477. Salando las heridas

2 de abril de 2025 | Marzo 2025

La vida presenta algunas batallas que están perdidas de antemano, o que no valen la pena dar, como puede ser, que un muchacho de treinta años, que no juega al fútbol hace al menos cinco, pretenda ponerse en forma y formar parte de un equipo de primera división. Algo así le ocurría al doctor Magaldi, único cirujano activo del pueblo de Daireaux, con su paciente oncológico, Fernando Yapur.

El doctor Magaldi había sido casi del todo sincero después de la operación cuando le dijo, mitad en joda mitad en serio, “si no zafás con esto, macho…”, lo cual despertó algo de preocupación que Fernando, aunque no se atrevió a consultar en el momento, recién después de extirparse un tumor.

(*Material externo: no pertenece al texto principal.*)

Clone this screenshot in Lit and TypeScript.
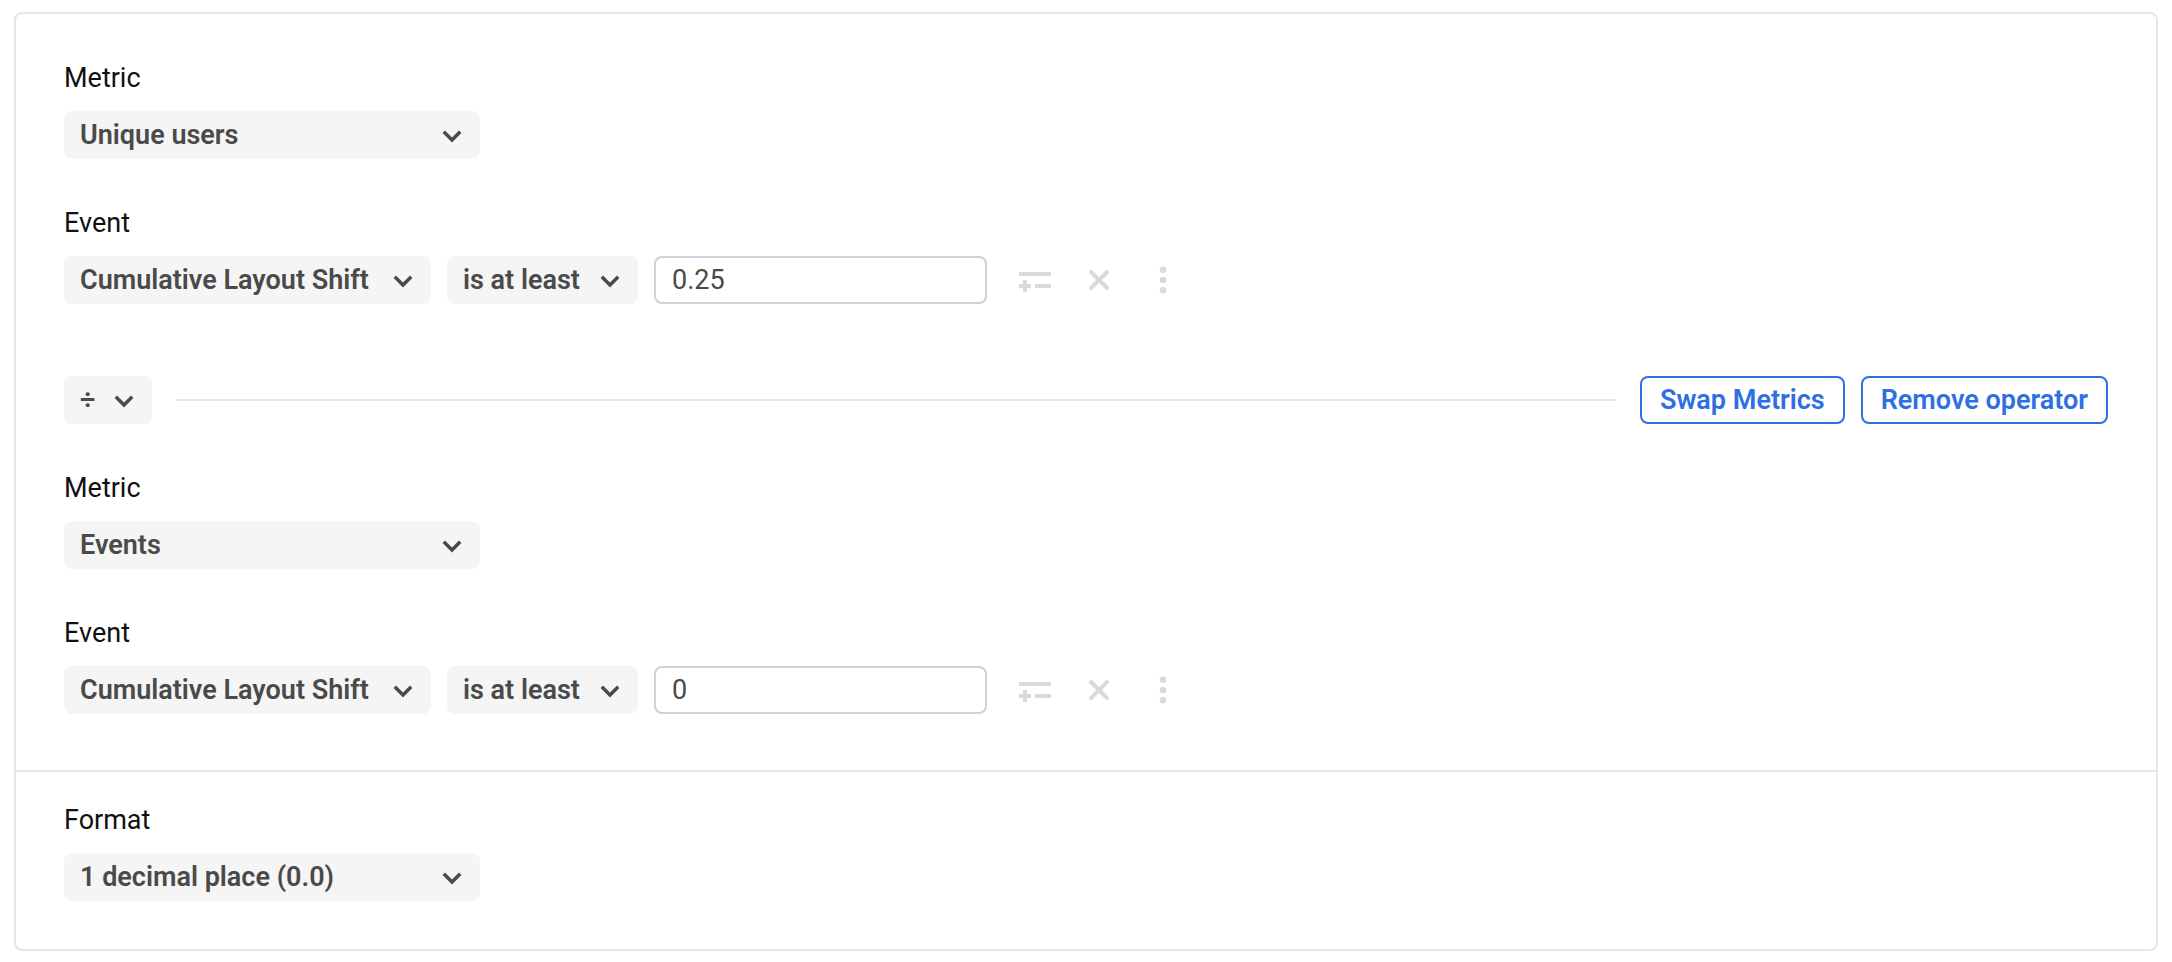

Un mes más tarde, el panorama era negativo: restos del tumor se habían esparcido por otros órganos. El escenario era casi de muerte asegurada.

—Mirá, Fernando, lo bueno es que lo detectamos temprano, te diría —el doctor Magaldi hablaba bajito, casi un susurro, como si estuviera confesándose ante un cura—. Pero, también, la realidad es que el panorama es tan negativo que… solucionarlo es casi imposible. Mejor, tal vez, resolverlo uno mismo… —y dejó la frase inconclusa.

—¿Matarme? —preguntó Fernando, consternado y con el índice y el pulgar en forma de “L”.

El doctor Magaldi se limitó a cerrar los ojos lento y dejarlos así durante tres segundos.

El jueves siguiente, a la hora de la siesta, mientras el doctor Magaldi intentaba que su esposa hiciera algo con su verga —ya no entregarse al coito, con unas palabras de aliento le alcanzaría para sentirse pleno—, sonó el timbre:

—¡Doctor Magaldi, doctor, por favor! —gritó Nara, la hija adolescente de Fernando, desde la reja cuando lo vio aparecer en la ventana—. Mi papá se quiere matar, tiene un revólver. ¡Ayuda por favor!

Magaldi logró, con apenas algunas palabras, convencer a Fernando para que lo dejara entrar a tener una charla a solas en la pieza donde él estaba encerrado.

En esa charla logró, no solo darle alientos a Fernando para acelerar sus ganas de boletearse, sino también de que juntos cubrieran las paredes y el piso de la habitación con unas sábanas, como para que fuera menos traumático para la familia.

—Está todo bien —aseguró Magaldi con las manos a la altura de los hombros cuando salió, solo, de la habitación—. Él ahora seguramente va a pensar un ratito más y después va a salir…

—¿Y el arma? ¿Se la sacaste? —preguntó Laura, la esposa de Fernando.

—¿El arma…? —achinó los ojos el doctor y justo entonces se escuchó un disparo y la caída de un cuerpo contra un mueble.